Классический и вместе с тем самый ранний (конца XII века) образец этого жанра, повлиявший на все другие романы этого вида,— это роман «Флуар и Бланшефлер», дошедший до нас в двух редакциях. Одна из них, несомненно первоначальная и правильно обозначаемая западными критиками как «аристократическая», полна утонченного и вместе с тем весьма реалистического психологизма, которому целиком подчинена фабула. Это искусство примерно того же уровня, что и артуровские романы Кретьена де Труа. Другая редакция, которую критики называют «народной», является планомерной переработкой первой в смысле ее «опрощения» и усиления внешней, авантюрной занимательности: биографии героев предпослано длинное описание боев между христианами и «язычниками», в результате которых родители Бланшефлер становятся пленниками; вся история совместного воспитания и детской любви героев выпущена; вместо трогательного монолога Флуара на гробнице мнимо умершей Бланшефлер рассказывается, что Флуар, раздевшись донага, бросился в ров со львами, чтобы они его пожрали. Красивый финал, в котором вавилонский султан, тронутый молодостью и силой чувства любящих, пойманных в его гареме, прощает их и отпускает на свободу, заменен таким эпизодом: Флуар спасает Вавилон от осадивших его врагов и этим подвигом заслуживает милость султана.
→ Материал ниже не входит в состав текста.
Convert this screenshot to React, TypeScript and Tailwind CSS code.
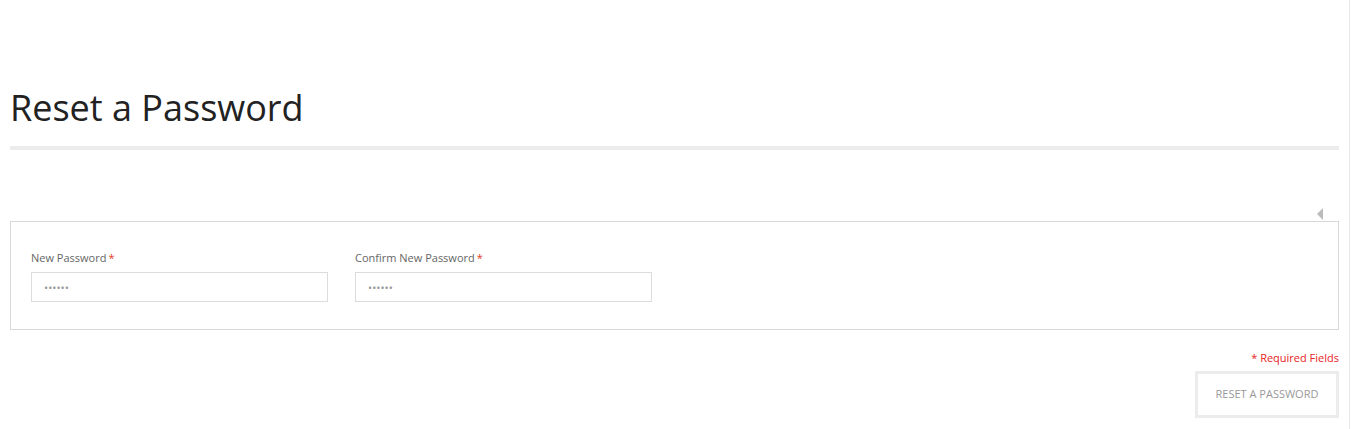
export default function App() {
  const font = { fontFamily: '"Open Sans", "Liberation Sans", sans-serif' };
  return (
    <div className="min-h-[429px] w-[1350px] border-r border-[#e8e8e8] bg-white" style={font}>
      <div className="px-[10px] pt-[84px]">
        <h1 className="text-[36px] font-normal leading-[48px] text-[#222]">Reset a Password</h1>
        <div className="mt-[14px] h-[4px] bg-[#ececec]" />

        <div className="mt-[58px] flex justify-end pr-[16px]">
          <span className="h-0 w-0 border-y-[6px] border-r-[6px] border-y-transparent border-r-[#bbb]" />
        </div>
        <div className="mt-[1px] border border-[#d9d9d9] px-[20px] pb-[27px] pt-[28px]">
          <div className="flex gap-[27px]">
            <label className="flex w-[297px] flex-col">
              <span className="text-[11px] leading-[15px] text-[#666]">
                New Password<span className="ml-[2px] text-[#e23b1e]">*</span>
              </span>
              <input
                type="password"
                placeholder="••••••"
                className="mt-[7px] h-[30px] border border-[#dcdcdc] px-[12px] text-[11px] text-[#666] placeholder:text-[#999] outline-none"
              />
            </label>
            <label className="flex w-[297px] flex-col">
              <span className="text-[11px] leading-[15px] text-[#666]">
                Confirm New Password<span className="ml-[2px] text-[#e23b1e]">*</span>
              </span>
              <input
                type="password"
                placeholder="••••••"
                className="mt-[7px] h-[30px] border border-[#dcdcdc] px-[12px] text-[11px] text-[#666] placeholder:text-[#999] outline-none"
              />
            </label>
          </div>
        </div>

        <div className="mt-[20px] flex flex-col items-end">
          <p className="text-[11px] leading-[15px] text-[#e8231b]">* Required Fields</p>
          <button className="mt-[6px] h-[47px] w-[144px] border-[3px] border-[#ececec] bg-white text-[11px] uppercase text-[#999]">
            Reset a Password
          </button>
        </div>
      </div>
    </div>
  );
}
Если остальные романы этой группы, кроме «Окассена и Николет», не представляют собою ничего интересного, будучи лишь вариациями аристократической редакции «Флуар и Бланшефлер», то «Окассен и Николет» выделяется своей глубокой оригинальностью. Поражает уже самая форма этой повести с необычным ритмом стихов и небывалым чередованием их с прозой, свидетельствующими о возникновении ее в иной социальной среде, нежели рыцарская.
Целый ряд признаков — то, что «Окассен и Николет» дошла до нас только в одной рукописи, отсутствие посвящения знатному покровителю, а также прямых намеков на повесть во всей литературе эпохи, — показывают, что произведение это предназначалось ие для чтения в тесном рыцарском кругу, а для публичной декламации, и считалось литературой «низшего сорта». И потому не случайно мы находим здесь резкие отклонения от рыцарской идеологии, даже прямо антагонистические ей нотки.
Прославление любви, казалось бы, тема придворно-рыцарская. Однако мы тут же встречаем дерзкий вызов самым священным устоям феодально-рыцарского мировоззрения. Влюбленному рыцарю полагается совершать подвиги: Окассен не только не делает этого, но даже отказывается выполнить первейшую обязанность феодала — защищать собственные владения (глава 2)! Больше того, когда ему удается захватить в плен врага, он отпускает его без выкупа, назло жестокому отцу, взяв с пленника клятву, что тот будет всегда стараться вредить графу Гарену (глава 10). Это ли не издевательство над всеми феодальными принципами? В главах 30 и 31 мы находим пародию на феодальные войны. А параллельно — дерзкий выпад по адресу союзники рыцарства, церкви (глава б, где высмеивается католическое учение о рае и аде).
Строго говоря, рыцарей в повести нет: сам Окассен лишь формально принадлежит к ним, другие же представители рыцарского класса играют в рассказе роль статистов. Зато в нем есть живые и выразительные фигуры простолюдинов, пастухов-крестьян, изображенных с поразительным для того времени реализмом и сочувствием (главы 14—15, 18—22 и особенно 24), и в заключение — близкий автору («автобиографический») образ милого жонглера, каким переряжается героиня повести, смелая и умная Николет (главы 38—40).
Судя по языку, повесть окончательно оформилась литературно и была записана в Пикардии или в одном из ближайших районов, на крайнем севере Франции, где особенно интенсивно развивались в эту пору города с их демократической культурой, враждебной феодально-рыцарскому мировоззрению. Большой торговый путь, шедший отсюда через всю страну к Средиземному морю, оканчивался в Бокере. Вместе с торговцами по этой дороге странствовали и жонглеры, один из которых самостоятельно или в сотрудничестве с товарищем и мог обработать эту услышанную на далеком юге историю.
Своему происхождению в передовой, близкой к народному творчеству среде повесть обязана той особенной свежестью, которая ее отливает от других произведений этого же жанра, соединением наивности и скрытого лукавства, глубокой нежности и легкой шутливости в (изображении ее героев.